The new new thing seizing the spotlight through economics is behavioralism. If you have ever taken a moment to read some of things that Daniel Kahneman and Amos Tversky have written, then you will know that some of these observations are refreshing. Indeed, some make me laugh at myself. It is fair to say that people at all ends of the financial spectrum come to some poor judgments about the value of time and money.
One of those "maybe that's a good idea" ideas is the automatic savings plan. Another one of those "maybe..." ideas is incenting saving by adding some concrete rewards to that behavior.
The iBankUP card from Plastyc taps on both those concepts. Here is a picture of dashboard on iBankUP's web interface:
iBankUP uses the term "Rainy Day Reserve." There are other cards out there that allow people to label their goals (vacation, car repair, summer camp, et al) but for now Plastyc is keeping it simple.
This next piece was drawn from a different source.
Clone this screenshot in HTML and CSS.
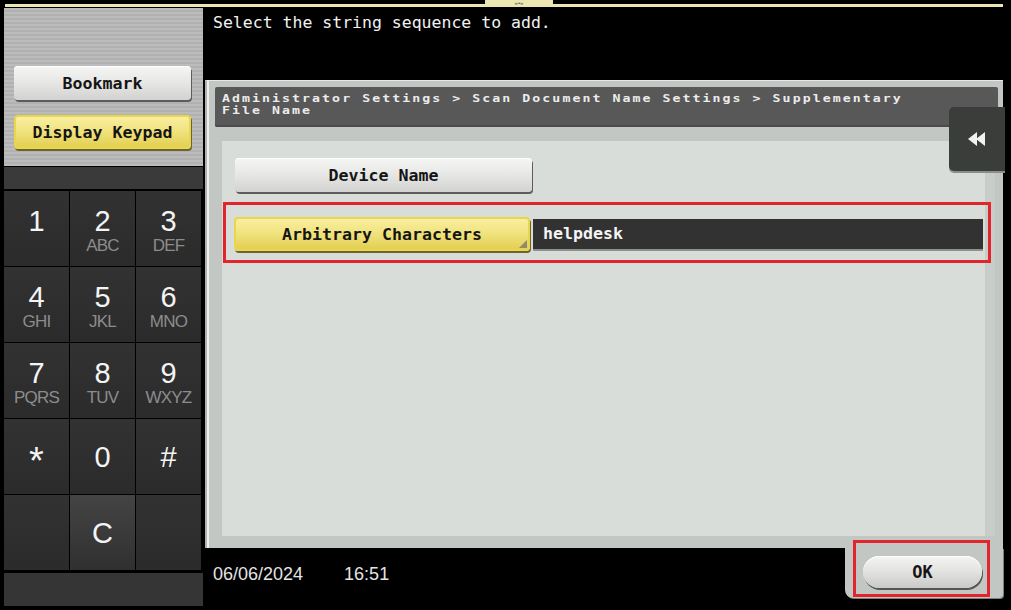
FILE: index.html
```html
<!DOCTYPE html>
<html>
<head>
<meta charset="utf-8">
<link rel="stylesheet" href="styles.css">
</head>
<body>
<div class="screen">
  <div class="topbar">
    <div class="topline"><span class="toptab">«•»</span></div>
  </div>
  <div class="body">
    <aside class="left">
      <div class="left-top">
        <button class="btn btn-gray side">Bookmark</button>
        <button class="btn btn-yellow side">Display Keypad</button>
      </div>
      <div class="strip"></div>
      <div class="keypad">
        <div class="key"><span class="num">1</span></div>
        <div class="key"><span class="num">2</span><span class="let">ABC</span></div>
        <div class="key"><span class="num">3</span><span class="let">DEF</span></div>
        <div class="key"><span class="num">4</span><span class="let">GHI</span></div>
        <div class="key"><span class="num">5</span><span class="let">JKL</span></div>
        <div class="key"><span class="num">6</span><span class="let">MNO</span></div>
        <div class="key"><span class="num">7</span><span class="let">PQRS</span></div>
        <div class="key"><span class="num">8</span><span class="let">TUV</span></div>
        <div class="key"><span class="num">9</span><span class="let">WXYZ</span></div>
        <div class="key center"><span class="sym star">*</span></div>
        <div class="key center"><span class="sym">0</span></div>
        <div class="key center"><span class="sym hash">#</span></div>
        <div class="key empty"></div>
        <div class="key center clear"><span class="sym">C</span></div>
        <div class="key empty"></div>
      </div>
      <div class="left-bottom"></div>
    </aside>
    <main class="right">
      <div class="instruction">Select the string sequence to add.</div>
      <section class="panel">
        <header class="crumb"><span class="crumb-line">Administrator Settings &gt; Scan Document Name Settings &gt; Supplementary</span><span class="crumb-line">File Name</span></header>
        <div class="back">
          <svg width="20" height="16" viewBox="0 0 20 16"><path d="M1 8 L10 1 L10 15 Z M9 8 L18 1 L18 15 Z" fill="#f2f2f2"/></svg>
        </div>
        <div class="content">
          <div class="content-inner">
            <button class="btn btn-gray option">Device Name</button>
            <div class="selected-row">
              <button class="btn btn-yellow option arb">Arbitrary Characters</button>
              <div class="field">helpdesk</div>
            </div>
          </div>
          <div class="scroll"></div>
        </div>
      </section>
      <footer class="footer">
        <span class="date">06/06/2024</span>
        <span class="time">16:51</span>
        <div class="ok-tab">
          <button class="ok">OK</button>
        </div>
      </footer>
    </main>
  </div>
</div>
</body>
</html>
```

FILE: styles.css
```css
*, *::before, *::after { box-sizing: border-box; }
html, body {
  margin: 0;
  padding: 0;
  background: #000;
}
.screen {
  width: 1011px;
  height: 610px;
  overflow: hidden;
  background: #000;
  font-family: "Liberation Sans", Arial, sans-serif;
}
.topbar {
  height: 8px;
  padding-top: 4px;
  padding-left: 5px;
}
.topline {
  width: 998px;
  height: 3px;
  background: #ece6b2;
  display: flex;
  justify-content: center;
}
.toptab {
  margin-left: 30px;
  margin-top: -4px;
  height: 6px;
  padding: 0 30px;
  background: #ece6b2;
  color: #555;
  font-size: 6px;
  line-height: 6px;
  border-radius: 0 0 3px 3px;
}
.body {
  display: flex;
  height: 602px;
}
.left {
  width: 203px;
  padding-left: 4px;
  display: flex;
  flex-direction: column;
}
.left-top {
  height: 158px;
  padding: 58px 0 0 10px;
  background: repeating-linear-gradient(to bottom, #bcbcbc 0px, #bcbcbc 2px, #b1b1b1 2px, #b1b1b1 4px);
  display: flex;
  flex-direction: column;
  gap: 15px;
}
.btn {
  font-family: "DejaVu Sans Mono", "Liberation Mono", monospace;
  font-weight: bold;
  font-size: 16.6px;
  color: #151515;
  border: none;
  padding: 0;
  cursor: default;
}
.btn-gray {
  background: linear-gradient(to bottom, #f6f6f4 0%, #e6e7e4 50%, #d2d3d0 100%);
  border-radius: 4px;
  box-shadow: 1px 2px 0 #5c5c5c, inset 0 1px 0 #ffffff;
}
.btn-yellow {
  background: linear-gradient(to bottom, #f8efa0 0%, #f0e27c 50%, #e2cf52 100%);
  border: 2px solid #ead64a;
  border-radius: 4px;
  box-shadow: 1px 2px 0 #6b6430;
}
.side {
  width: 177px;
  height: 34px;
}
.strip {
  height: 22px;
  margin-top: 1px;
  background: #3a3a3a;
}
.keypad {
  margin-top: 2px;
  display: grid;
  grid-template-columns: 65px 65px 65px;
  grid-template-rows: repeat(5, 75px);
  gap: 1px;
  background: #000;
}
.key {
  background: linear-gradient(to bottom, #323232, #2b2b2b);
  display: flex;
  flex-direction: column;
  align-items: center;
  padding-top: 17px;
  color: #f4f4f4;
}
.key.center {
  justify-content: center;
  padding-top: 0;
}
.key.clear {
  background: linear-gradient(to bottom, #444444, #303030);
}
.num {
  font-size: 29px;
  line-height: 27px;
}
.let {
  margin-top: 2px;
  font-family: "Liberation Sans Narrow", "Liberation Sans", sans-serif;
  font-stretch: condensed;
  font-size: 17px;
  line-height: 18px;
  color: #8c8c8c;
  letter-spacing: -0.8px;
}
.sym {
  font-size: 29px;
  line-height: 30px;
}
.star {
  font-size: 38px;
  line-height: 30px;
  padding-top: 9px;
}
.left-bottom {
  height: 33px;
  margin-top: 3px;
  background: #353535;
}
.right {
  flex: 1;
  display: flex;
  flex-direction: column;
}
.instruction {
  height: 72px;
  padding: 5px 0 0 10px;
  font-family: "DejaVu Sans Mono", "Liberation Mono", monospace;
  font-size: 16.5px;
  line-height: 20px;
  color: #f2f2f2;
}
.panel {
  position: relative;
  margin-left: 2px;
  width: 798px;
  height: 468px;
  padding: 6px 5px 0 8px;
  background: #c3c7c3;
  border-left: 2px solid #aeb2ae;
  border-top: 1px solid #e6e8e6;
  box-shadow: inset 2px 0 0 #eef0ee;
}
.crumb {
  height: 40px;
  padding: 6px 0 0 7px;
  background: #585858;
  border-radius: 2px;
  box-shadow: inset 0 -2px 0 #4a4a4a;
  color: #ececec;
  font-family: "DejaVu Sans Mono", "Liberation Mono", monospace;
  font-weight: bold;
  font-size: 11px;
  letter-spacing: 1.72px;
  display: flex;
  flex-direction: column;
  align-items: flex-start;
}
.crumb-line {
  display: block;
  line-height: 12px;
  height: 12px;
  white-space: nowrap;
  transform: scaleX(1.2);
  transform-origin: left center;
}
.back {
  position: absolute;
  z-index: 2;
  left: 742px;
  top: 26px;
  width: 56px;
  height: 64px;
  background: #3b3d3b;
  border-radius: 5px 0 0 5px;
  box-shadow: 0 2px 0 #8a8e8a;
  display: flex;
  align-items: center;
  justify-content: center;
}
.content {
  margin-top: 14px;
  margin-left: 7px;
  height: 395px;
  display: flex;
}
.content-inner {
  position: relative;
  z-index: 1;
  width: 763px;
  background: #d9ddd9;
  padding: 17px 0 0 0;
  display: flex;
  flex-direction: column;
}
.scroll {
  width: 10px;
  background: #c9cdc9;
}
.option {
  width: 297px;
  height: 34px;
}
.content-inner > .option {
  margin-left: 13px;
}
.selected-row {
  margin-top: 10px;
  margin-left: 1px;
  width: 768px;
  height: 61px;
  border: 3px solid #e2242c;
  padding: 12px 5px 0 8px;
  display: flex;
  align-items: flex-start;
}
.arb {
  position: relative;
  width: 296px;
}
.arb::after {
  content: "";
  position: absolute;
  right: 1px;
  bottom: 1px;
  border-style: solid;
  border-width: 0 0 8px 8px;
  border-color: transparent transparent #8d8a70 transparent;
}
.field {
  margin-left: 3px;
  margin-top: 2px;
  flex: 1;
  height: 32px;
  background: #323232;
  border-bottom: 2px solid #8e928e;
  padding: 4px 0 0 10px;
  font-family: "DejaVu Sans Mono", "Liberation Mono", monospace;
  font-weight: bold;
  font-size: 16.6px;
  line-height: 22px;
  color: #f4f4f4;
}
.footer {
  display: flex;
  align-items: flex-start;
  height: 62px;
  padding-left: 10px;
}
.date, .time {
  margin-top: 16px;
  font-size: 18px;
  line-height: 20px;
  color: #e4e4e4;
}
.time {
  margin-left: 41px;
}
.ok-tab {
  position: relative;
  margin-left: auto;
  margin-right: 8px;
  width: 158px;
  height: 50px;
  background: #c3c7c3;
  border-radius: 0 0 4px 8px;
  padding: 8px 0 0 18px;
  box-shadow: 1px 1px 0 #7c807c;
}
.ok-tab::after {
  content: "";
  position: absolute;
  left: 8px;
  top: -8px;
  width: 137px;
  height: 57px;
  border: 3px solid #e2242c;
}
.ok {
  width: 119px;
  height: 32px;
  border: none;
  border-radius: 16px;
  background: linear-gradient(to bottom, #f4f4f2 0%, #e2e3e0 50%, #c9cac7 100%);
  box-shadow: 1px 2px 0 #555, inset 0 1px 0 #fff;
  font-family: "DejaVu Sans Mono", "Liberation Mono", monospace;
  font-weight: bold;
  font-size: 17px;
  color: #151515;
  padding: 0;
}
```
As you can see, the account holder can go to this screen and set up an automatic transfer from their "spend" over to their reserve in any amount and at a frequency of their own choosing. It is also possible to make a one-time transfer.
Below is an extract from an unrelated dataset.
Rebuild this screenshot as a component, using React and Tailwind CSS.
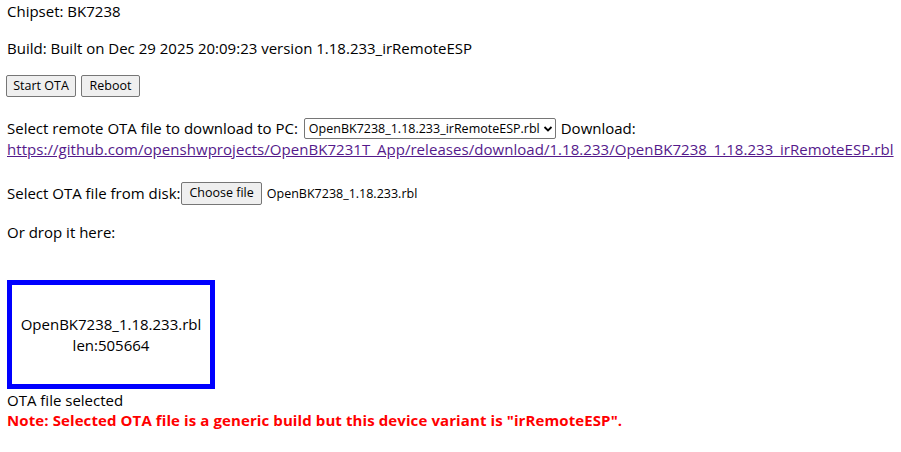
import React from "react";

const font = { fontFamily: "'Open Sans', 'Noto Sans', sans-serif" };

const NativeButton = ({ children, className = "" }) => (
  <button
    className={`h-[22px] px-[6px] bg-[#efefef] border border-[#767676] rounded-[2px] text-[12.5px] text-black leading-none ${className}`}
  >
    {children}
  </button>
);

export default function App() {
  return (
    <div className="bg-white text-black text-[15px] leading-[21px] px-[7px] pt-[1px] h-[452px]" style={font}>
      <p>Chipset: BK7238</p>
      <p className="mt-[16px]">Build: Built on Dec 29 2025 20:09:23 version 1.18.233_irRemoteESP</p>

      <div className="mt-[16px] flex gap-[5px] -ml-[1px]">
        <NativeButton className="w-[70px]">Start OTA</NativeButton>
        <NativeButton className="w-[59px]">Reboot</NativeButton>
      </div>

      <div className="mt-[21px]">
        <div className="flex items-center">
          <span>Select remote OTA file to download to PC:</span>
          <div className="ml-[6px] h-[21px] flex items-center border border-[#767676] rounded-[2px] pl-[4px] pr-[2px] text-[12.5px]">
            <span>OpenBK7238_1.18.233_irRemoteESP.rbl</span>
            <svg width="10" height="10" viewBox="0 0 10 10" className="ml-[3px]">
              <path d="M1.5 3 L5 6.5 L8.5 3" fill="none" stroke="black" strokeWidth="1.8" />
            </svg>
          </div>
          <span className="ml-[5px]">Download:</span>
        </div>
        <a href="#" className="text-[#551a8b] underline block tracking-[0.05px]">
          https://github.com/openshwprojects/OpenBK7231T_App/releases/download/1.18.233/OpenBK7238_1.18.233_irRemoteESP.rbl
        </a>
      </div>

      <div className="mt-[22px] flex items-center">
        <span>Select OTA file from disk:</span>
        <NativeButton className="h-[23px] ml-[1px] px-[7px]">Choose file</NativeButton>
        <span className="ml-[5px] text-[12.5px]">OpenBK7238_1.18.233.rbl</span>
      </div>

      <p className="mt-[17px]">Or drop it here:</p>

      <div className="mt-[37px] w-[208px] h-[109px] border-[5px] border-[#0000ff] flex flex-col items-center justify-center">
        <span>OpenBK7238_1.18.233.rbl</span>
        <span>len:505664</span>
      </div>

      <p className="leading-[20px] mt-[1px]">OTA file selected</p>
      <p className="text-[#ff0000] font-bold leading-[20px] tracking-[0.1px]">
        Note: Selected OTA file is a generic build but this device variant is "irRemoteESP".
      </p>
    </div>
  );
}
There are about 100,000 iBankUP accounts. Roughly one in ten are savers.
In the near future, Plastyc's CEO Patrice Peyret believes that his card will expand beyond the Rainy Day Reserve to give cardholders the opportunity to designate savings purses for multiple goals.
Some people think that an employer could have in influencing the commitment to save. Given that such a large percent of prepaid is held by payroll cards, there is a real opportunity for this industry to become a touch stone for how policy sets about to help people save.
"Perhaps a pilot," says Peyret. "When you commit to saving to your employer - a person of authority - would they stick to it?"
A recent bit of applied research demonstrated that how an employer communicates with an employee make a big difference in the ultimate outcome. When language from the boss man says "we have a matching account..." then people tuck it in the back of their mind. When the boss man/boss woman says "if you contribute $100 a month to our match, you will have $7,000 in four years," people take savings more seriously. But I was further taken by their second point, which was that people saved more as the employer increased the suggested amount.
When is it time to call this a success? When does prepaid cease to be just a "financial anxiety reduction business," as Peyret calls the traditional prepaid card, and instead become a platform for building a more complete financial life?
Peyret likes both ideas, but he thinks automation holds more promise than rewards.
"Probably when we start to see meaningful savings," says Peyret. "Right now, people have between $50 and $100, and their number one goal is saving for a real emergency."